Leave out the pictures and transcribe everything else exactly.

• • • • •

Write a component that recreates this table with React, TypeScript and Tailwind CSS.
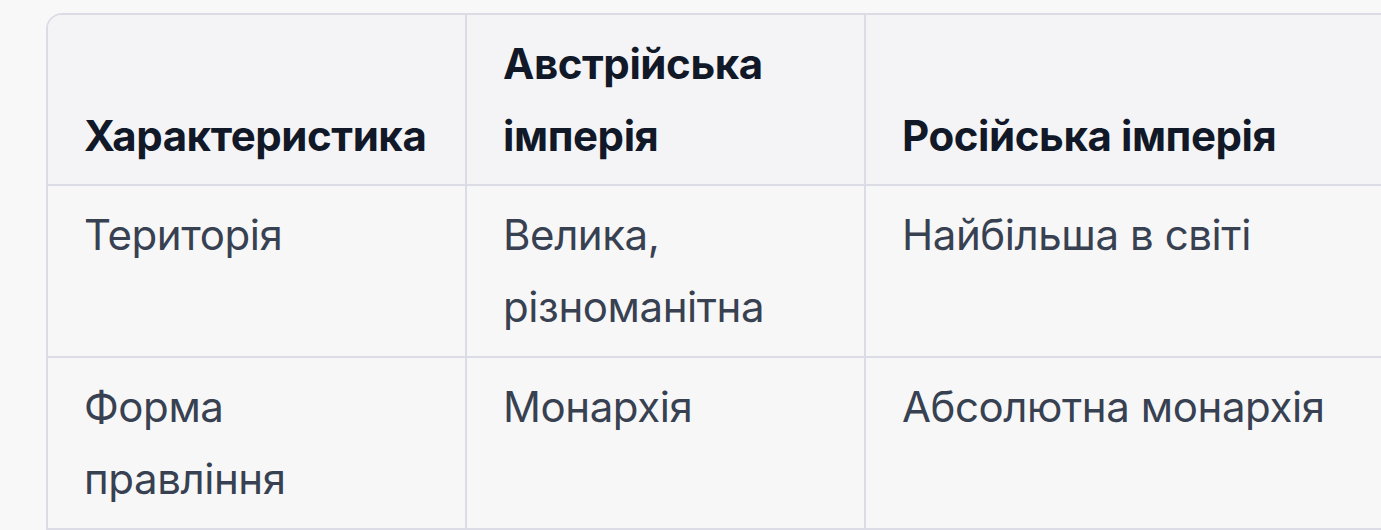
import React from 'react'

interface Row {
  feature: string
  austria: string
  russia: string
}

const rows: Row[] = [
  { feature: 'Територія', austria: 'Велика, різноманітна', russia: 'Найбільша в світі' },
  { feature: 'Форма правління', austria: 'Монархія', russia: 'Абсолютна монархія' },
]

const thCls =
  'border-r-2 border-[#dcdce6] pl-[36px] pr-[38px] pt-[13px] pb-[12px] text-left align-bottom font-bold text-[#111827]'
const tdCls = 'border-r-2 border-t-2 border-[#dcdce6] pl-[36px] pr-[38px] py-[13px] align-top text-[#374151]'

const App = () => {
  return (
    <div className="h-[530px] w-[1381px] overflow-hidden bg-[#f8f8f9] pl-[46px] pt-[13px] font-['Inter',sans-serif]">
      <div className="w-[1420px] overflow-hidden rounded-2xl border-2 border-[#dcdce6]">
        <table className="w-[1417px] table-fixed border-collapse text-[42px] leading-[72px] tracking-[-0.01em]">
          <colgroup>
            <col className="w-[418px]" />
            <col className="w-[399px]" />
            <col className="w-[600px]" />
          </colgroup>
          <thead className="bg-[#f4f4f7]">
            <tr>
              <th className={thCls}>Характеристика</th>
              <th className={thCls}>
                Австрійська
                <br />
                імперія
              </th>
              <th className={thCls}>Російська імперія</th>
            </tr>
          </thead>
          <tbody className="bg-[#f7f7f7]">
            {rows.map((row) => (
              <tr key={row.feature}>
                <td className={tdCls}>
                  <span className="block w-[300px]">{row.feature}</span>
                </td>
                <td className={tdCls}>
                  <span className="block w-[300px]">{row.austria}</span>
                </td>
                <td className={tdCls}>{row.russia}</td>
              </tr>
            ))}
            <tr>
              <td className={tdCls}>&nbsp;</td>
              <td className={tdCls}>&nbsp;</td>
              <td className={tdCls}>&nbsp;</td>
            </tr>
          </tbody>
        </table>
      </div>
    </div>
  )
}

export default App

• • • • •

▸ EXERCISE RESULT
Write a component that recreates this table with React, TypeScript and Tailwind CSS.
import React from 'react'

interface Row {
  feature: string
  austria: string
  russia: string
}

const rows: Row[] = [
  { feature: 'Територія', austria: 'Велика, різноманітна', russia: 'Найбільша в світі' },
  { feature: 'Форма правління', austria: 'Монархія', russia: 'Абсолютна монархія' },
]

const thCls =
  'border-r-2 border-[#dcdce6] pl-[36px] pr-[38px] pt-[13px] pb-[12px] text-left align-bottom font-bold text-[#111827]'
const tdCls = 'border-r-2 border-t-2 border-[#dcdce6] pl-[36px] pr-[38px] py-[13px] align-top text-[#374151]'

const App = () => {
  return (
    <div className="h-[530px] w-[1381px] overflow-hidden bg-[#f8f8f9] pl-[46px] pt-[13px] font-['Inter',sans-serif]">
      <div className="w-[1420px] overflow-hidden rounded-2xl border-2 border-[#dcdce6]">
        <table className="w-[1417px] table-fixed border-collapse text-[42px] leading-[72px] tracking-[-0.01em]">
          <colgroup>
            <col className="w-[418px]" />
            <col className="w-[399px]" />
            <col className="w-[600px]" />
          </colgroup>
          <thead className="bg-[#f4f4f7]">
            <tr>
              <th className={thCls}>Характеристика</th>
              <th className={thCls}>
                Австрійська
                <br />
                імперія
              </th>
              <th className={thCls}>Російська імперія</th>
            </tr>
          </thead>
          <tbody className="bg-[#f7f7f7]">
            {rows.map((row) => (
              <tr key={row.feature}>
                <td className={tdCls}>
                  <span className="block w-[300px]">{row.feature}</span>
                </td>
                <td className={tdCls}>
                  <span className="block w-[300px]">{row.austria}</span>
                </td>
                <td className={tdCls}>{row.russia}</td>
              </tr>
            ))}
            <tr>
              <td className={tdCls}>&nbsp;</td>
              <td className={tdCls}>&nbsp;</td>
              <td className={tdCls}>&nbsp;</td>
            </tr>
          </tbody>
        </table>
      </div>
    </div>
  )
}

export default App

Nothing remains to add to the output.